Hunt for the word "styles" across the entries below, copying each line that holds it.

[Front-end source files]
- - - -

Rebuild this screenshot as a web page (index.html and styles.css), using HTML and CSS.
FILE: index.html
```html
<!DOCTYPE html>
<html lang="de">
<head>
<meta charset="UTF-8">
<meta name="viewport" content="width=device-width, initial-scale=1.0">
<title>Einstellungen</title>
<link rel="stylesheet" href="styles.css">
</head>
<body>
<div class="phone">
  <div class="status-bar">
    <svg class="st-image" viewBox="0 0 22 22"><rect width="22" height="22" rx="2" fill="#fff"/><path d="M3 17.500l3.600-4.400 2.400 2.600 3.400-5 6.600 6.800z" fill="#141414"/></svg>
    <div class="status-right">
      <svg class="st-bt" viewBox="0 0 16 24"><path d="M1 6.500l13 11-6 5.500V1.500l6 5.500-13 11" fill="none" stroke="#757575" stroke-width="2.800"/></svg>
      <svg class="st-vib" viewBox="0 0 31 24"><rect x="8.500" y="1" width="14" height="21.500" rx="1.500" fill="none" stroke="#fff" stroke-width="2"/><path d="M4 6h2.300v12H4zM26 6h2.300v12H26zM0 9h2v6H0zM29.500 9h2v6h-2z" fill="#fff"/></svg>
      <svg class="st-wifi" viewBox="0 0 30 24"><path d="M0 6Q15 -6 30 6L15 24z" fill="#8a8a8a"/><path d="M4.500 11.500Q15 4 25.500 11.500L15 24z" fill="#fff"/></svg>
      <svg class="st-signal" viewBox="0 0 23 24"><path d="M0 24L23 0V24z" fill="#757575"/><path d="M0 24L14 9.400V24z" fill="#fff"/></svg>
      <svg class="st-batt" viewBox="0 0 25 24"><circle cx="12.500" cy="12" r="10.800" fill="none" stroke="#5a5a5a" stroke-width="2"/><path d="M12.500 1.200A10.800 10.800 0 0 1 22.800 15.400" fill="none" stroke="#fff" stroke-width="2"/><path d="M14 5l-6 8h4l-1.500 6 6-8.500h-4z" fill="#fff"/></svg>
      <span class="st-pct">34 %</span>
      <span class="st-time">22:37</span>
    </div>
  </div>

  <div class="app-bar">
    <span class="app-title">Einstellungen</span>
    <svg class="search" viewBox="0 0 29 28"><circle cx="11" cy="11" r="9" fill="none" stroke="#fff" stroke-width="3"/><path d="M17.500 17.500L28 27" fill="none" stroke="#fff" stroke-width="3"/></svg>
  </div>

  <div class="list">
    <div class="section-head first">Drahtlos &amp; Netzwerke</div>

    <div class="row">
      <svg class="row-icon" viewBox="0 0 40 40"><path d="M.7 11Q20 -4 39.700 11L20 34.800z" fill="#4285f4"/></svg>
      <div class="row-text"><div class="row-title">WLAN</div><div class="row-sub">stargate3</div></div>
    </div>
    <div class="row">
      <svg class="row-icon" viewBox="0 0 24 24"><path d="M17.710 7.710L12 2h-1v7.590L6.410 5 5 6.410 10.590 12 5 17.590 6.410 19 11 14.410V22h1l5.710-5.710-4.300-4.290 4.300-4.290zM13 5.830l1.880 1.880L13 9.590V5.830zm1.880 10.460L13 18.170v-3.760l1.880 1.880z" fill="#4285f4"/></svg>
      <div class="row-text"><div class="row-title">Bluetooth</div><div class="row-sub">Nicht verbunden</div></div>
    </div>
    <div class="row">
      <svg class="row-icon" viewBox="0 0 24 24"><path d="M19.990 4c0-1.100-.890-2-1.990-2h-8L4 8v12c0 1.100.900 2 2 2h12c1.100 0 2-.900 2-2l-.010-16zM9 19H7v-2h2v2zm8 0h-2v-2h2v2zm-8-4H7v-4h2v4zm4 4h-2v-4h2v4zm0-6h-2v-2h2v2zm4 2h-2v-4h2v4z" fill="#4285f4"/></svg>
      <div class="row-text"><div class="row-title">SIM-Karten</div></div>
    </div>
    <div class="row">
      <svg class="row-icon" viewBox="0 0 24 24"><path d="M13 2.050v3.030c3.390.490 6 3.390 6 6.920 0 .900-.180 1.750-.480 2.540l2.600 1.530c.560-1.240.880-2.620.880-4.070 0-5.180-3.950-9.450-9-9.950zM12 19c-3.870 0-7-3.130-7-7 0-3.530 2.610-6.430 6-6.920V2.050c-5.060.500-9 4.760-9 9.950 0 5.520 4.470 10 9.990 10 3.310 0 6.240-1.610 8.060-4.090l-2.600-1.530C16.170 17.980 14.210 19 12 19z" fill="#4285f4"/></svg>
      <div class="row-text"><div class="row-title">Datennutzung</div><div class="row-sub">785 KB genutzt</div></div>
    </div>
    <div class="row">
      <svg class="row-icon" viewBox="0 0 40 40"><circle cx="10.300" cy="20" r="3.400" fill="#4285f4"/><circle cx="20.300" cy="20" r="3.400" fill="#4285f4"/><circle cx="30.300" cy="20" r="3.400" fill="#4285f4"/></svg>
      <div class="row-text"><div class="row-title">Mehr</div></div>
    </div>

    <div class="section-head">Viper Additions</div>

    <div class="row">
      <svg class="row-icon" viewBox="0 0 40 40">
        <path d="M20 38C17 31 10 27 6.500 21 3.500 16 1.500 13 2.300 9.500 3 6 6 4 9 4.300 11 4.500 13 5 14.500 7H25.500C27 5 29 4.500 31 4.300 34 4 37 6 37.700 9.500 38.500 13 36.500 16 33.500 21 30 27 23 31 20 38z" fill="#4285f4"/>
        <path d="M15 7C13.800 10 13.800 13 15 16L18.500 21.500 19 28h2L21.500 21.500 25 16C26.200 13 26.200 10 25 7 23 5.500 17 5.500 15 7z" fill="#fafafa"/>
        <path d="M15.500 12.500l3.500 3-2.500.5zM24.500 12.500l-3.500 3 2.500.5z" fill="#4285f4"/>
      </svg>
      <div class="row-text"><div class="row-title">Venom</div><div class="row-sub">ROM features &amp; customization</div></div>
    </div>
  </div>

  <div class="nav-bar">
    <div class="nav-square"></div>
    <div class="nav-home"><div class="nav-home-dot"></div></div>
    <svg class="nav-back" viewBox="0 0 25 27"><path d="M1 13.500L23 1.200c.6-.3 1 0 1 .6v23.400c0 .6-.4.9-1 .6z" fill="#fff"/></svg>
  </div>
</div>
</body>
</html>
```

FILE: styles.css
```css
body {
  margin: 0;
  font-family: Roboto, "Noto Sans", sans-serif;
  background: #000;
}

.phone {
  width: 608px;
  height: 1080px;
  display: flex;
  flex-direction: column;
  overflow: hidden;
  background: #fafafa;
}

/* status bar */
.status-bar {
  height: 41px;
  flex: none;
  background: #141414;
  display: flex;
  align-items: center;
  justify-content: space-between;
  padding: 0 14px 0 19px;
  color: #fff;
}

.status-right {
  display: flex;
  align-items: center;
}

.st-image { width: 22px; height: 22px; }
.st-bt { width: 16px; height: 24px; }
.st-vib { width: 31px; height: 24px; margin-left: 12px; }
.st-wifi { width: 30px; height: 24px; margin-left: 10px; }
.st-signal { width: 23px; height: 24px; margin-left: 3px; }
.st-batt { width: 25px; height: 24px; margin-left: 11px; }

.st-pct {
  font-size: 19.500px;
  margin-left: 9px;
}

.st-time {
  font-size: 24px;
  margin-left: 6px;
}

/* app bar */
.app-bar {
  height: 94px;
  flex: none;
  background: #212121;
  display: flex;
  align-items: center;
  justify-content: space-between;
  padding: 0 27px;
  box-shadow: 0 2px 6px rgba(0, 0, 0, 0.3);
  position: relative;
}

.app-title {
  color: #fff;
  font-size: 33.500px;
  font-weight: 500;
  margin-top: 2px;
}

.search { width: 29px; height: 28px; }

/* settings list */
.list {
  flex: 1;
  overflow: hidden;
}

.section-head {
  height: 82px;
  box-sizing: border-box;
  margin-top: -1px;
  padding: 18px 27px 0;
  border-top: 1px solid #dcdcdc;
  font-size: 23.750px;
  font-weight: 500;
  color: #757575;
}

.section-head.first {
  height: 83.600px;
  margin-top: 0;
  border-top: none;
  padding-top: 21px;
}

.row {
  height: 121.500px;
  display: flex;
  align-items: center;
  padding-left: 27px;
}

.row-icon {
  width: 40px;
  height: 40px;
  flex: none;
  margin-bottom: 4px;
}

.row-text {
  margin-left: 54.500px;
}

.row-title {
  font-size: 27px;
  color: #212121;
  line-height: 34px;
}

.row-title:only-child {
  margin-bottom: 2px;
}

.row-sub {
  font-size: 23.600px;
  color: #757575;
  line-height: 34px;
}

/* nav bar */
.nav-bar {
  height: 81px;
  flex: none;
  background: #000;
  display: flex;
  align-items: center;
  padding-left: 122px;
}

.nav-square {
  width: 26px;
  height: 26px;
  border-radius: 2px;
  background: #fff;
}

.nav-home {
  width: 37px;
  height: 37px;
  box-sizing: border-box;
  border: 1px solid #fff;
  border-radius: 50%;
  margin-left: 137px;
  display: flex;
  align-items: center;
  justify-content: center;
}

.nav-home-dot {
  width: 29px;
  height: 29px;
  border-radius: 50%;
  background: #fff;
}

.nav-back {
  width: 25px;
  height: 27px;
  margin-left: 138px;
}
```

- - - -

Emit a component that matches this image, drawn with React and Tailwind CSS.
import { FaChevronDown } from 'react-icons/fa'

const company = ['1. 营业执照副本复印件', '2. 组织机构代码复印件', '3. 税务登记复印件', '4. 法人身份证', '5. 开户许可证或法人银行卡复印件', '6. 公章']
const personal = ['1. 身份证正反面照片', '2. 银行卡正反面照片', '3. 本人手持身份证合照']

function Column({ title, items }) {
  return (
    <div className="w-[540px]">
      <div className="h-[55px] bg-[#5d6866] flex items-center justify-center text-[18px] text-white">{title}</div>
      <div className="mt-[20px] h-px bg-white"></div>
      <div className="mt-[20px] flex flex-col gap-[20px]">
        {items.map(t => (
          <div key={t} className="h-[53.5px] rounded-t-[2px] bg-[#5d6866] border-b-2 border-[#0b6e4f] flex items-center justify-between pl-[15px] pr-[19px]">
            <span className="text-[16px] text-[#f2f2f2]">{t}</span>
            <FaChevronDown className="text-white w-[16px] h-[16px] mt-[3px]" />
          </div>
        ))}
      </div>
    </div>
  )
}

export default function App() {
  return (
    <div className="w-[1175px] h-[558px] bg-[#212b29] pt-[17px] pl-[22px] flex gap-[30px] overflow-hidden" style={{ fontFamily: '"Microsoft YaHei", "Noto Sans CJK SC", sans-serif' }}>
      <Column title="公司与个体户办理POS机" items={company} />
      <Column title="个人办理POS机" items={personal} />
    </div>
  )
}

- - - -

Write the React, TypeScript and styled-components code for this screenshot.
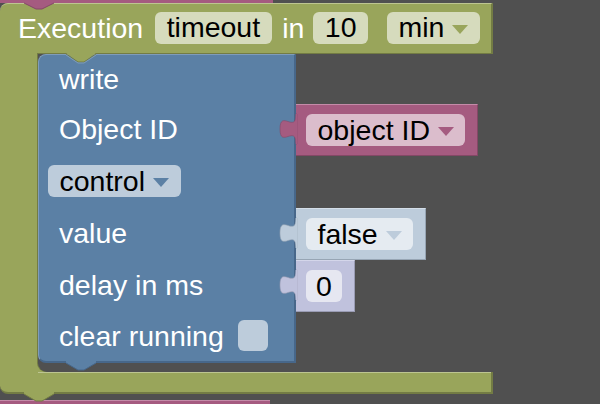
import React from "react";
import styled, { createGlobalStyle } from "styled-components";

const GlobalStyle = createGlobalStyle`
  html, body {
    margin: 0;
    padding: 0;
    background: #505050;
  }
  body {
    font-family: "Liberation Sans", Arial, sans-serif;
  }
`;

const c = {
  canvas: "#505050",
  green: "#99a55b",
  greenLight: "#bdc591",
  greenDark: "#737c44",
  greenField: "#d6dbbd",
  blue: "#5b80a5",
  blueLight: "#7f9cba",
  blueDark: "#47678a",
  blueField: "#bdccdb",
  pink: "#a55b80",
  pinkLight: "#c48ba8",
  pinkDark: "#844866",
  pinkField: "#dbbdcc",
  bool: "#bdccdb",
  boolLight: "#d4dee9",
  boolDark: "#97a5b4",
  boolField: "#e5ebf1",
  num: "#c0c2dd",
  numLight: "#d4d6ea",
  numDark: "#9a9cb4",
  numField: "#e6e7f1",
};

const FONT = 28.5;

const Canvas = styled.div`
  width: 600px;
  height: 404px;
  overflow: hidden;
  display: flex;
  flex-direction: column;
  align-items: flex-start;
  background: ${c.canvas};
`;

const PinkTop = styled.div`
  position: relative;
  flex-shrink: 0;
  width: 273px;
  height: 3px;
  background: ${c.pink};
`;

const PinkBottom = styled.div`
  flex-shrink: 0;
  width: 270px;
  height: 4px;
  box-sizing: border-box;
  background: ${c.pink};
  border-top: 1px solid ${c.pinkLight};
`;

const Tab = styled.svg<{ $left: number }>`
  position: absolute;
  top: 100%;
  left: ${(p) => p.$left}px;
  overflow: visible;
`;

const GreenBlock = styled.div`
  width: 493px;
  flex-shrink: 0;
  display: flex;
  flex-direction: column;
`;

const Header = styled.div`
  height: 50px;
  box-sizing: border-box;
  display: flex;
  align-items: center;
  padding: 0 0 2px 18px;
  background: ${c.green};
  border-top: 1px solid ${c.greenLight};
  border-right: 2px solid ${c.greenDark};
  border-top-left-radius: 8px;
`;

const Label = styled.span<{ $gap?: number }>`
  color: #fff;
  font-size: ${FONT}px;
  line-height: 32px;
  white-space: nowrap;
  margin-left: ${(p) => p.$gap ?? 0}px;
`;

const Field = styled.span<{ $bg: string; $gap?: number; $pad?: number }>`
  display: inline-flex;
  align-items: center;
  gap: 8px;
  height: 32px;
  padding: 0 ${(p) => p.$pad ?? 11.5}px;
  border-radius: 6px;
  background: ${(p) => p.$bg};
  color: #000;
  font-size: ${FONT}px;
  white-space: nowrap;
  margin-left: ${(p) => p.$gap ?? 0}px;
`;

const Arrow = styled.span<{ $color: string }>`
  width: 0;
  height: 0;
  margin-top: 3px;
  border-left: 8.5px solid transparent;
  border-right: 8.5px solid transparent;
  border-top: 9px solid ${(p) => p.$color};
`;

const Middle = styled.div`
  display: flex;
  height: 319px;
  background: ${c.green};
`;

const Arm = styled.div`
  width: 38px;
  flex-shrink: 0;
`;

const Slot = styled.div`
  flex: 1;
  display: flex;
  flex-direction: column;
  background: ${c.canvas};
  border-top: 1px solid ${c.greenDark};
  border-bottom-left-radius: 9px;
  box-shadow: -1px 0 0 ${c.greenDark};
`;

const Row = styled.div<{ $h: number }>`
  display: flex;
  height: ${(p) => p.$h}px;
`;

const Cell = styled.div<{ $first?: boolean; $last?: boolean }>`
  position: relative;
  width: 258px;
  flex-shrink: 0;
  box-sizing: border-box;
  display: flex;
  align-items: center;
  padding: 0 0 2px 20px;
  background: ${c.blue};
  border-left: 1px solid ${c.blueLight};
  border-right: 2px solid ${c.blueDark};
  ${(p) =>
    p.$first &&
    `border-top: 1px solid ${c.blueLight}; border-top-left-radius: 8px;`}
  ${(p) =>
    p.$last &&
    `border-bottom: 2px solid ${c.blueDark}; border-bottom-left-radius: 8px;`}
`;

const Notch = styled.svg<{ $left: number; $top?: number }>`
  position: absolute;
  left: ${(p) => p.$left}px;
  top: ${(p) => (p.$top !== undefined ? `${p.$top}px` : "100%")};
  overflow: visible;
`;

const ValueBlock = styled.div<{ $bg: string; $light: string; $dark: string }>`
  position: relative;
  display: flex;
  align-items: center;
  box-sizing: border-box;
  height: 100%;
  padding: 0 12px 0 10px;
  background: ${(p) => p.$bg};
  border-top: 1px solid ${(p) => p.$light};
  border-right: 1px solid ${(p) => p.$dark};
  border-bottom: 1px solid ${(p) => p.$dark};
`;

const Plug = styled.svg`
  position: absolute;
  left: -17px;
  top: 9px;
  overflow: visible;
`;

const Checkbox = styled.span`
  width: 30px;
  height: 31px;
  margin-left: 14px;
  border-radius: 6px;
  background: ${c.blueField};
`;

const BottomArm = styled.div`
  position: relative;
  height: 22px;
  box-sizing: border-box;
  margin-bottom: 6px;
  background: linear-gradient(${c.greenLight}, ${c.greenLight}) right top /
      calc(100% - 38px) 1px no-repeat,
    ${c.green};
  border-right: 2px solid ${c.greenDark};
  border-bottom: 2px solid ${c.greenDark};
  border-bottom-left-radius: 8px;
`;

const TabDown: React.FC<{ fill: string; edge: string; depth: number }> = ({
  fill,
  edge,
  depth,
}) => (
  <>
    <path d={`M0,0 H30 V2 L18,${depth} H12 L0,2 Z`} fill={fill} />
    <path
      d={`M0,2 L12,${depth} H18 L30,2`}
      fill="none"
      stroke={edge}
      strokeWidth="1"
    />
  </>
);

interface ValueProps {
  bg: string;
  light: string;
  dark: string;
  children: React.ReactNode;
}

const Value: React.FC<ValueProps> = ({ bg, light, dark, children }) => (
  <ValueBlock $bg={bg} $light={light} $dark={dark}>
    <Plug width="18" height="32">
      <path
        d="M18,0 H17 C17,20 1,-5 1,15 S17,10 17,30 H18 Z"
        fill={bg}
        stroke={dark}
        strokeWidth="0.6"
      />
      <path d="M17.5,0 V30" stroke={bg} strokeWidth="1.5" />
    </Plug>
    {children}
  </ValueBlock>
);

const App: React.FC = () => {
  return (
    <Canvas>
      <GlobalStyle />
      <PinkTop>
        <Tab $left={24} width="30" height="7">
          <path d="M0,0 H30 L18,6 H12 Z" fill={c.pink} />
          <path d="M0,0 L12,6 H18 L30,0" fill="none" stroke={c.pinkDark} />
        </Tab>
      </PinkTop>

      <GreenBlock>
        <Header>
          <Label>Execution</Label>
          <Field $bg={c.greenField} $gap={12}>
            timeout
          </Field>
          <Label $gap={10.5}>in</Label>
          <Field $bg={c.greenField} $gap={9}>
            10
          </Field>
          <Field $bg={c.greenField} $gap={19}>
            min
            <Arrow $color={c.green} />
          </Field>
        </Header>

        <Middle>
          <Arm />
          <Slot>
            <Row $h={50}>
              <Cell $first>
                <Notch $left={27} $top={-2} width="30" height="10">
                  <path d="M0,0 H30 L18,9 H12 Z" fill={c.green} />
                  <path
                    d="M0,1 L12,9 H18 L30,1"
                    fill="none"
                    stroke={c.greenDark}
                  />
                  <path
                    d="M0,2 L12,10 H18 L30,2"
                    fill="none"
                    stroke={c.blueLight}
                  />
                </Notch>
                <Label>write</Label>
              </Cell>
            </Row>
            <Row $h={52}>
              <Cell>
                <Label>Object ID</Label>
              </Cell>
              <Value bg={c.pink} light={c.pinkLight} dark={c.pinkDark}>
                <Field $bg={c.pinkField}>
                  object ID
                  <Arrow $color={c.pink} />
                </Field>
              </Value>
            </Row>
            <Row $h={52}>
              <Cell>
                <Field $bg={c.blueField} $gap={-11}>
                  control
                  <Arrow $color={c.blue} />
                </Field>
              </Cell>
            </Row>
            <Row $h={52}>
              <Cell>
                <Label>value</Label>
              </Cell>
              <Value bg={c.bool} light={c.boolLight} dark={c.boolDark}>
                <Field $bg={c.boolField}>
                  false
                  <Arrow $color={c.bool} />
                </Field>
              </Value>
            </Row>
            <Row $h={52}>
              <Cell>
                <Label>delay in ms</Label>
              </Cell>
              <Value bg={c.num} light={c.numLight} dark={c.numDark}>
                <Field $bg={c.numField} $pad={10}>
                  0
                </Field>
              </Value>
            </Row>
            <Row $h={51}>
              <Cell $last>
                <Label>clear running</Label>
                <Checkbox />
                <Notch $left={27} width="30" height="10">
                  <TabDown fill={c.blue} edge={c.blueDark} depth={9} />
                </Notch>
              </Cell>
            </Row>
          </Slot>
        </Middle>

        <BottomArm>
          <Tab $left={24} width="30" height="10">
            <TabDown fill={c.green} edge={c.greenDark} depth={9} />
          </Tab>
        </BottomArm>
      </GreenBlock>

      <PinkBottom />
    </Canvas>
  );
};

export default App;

- - - -

# Task output
Rebuild this screenshot as a web page (index.html and styles.css), using HTML and CSS.
<link rel="stylesheet" href="styles.css">
FILE: styles.css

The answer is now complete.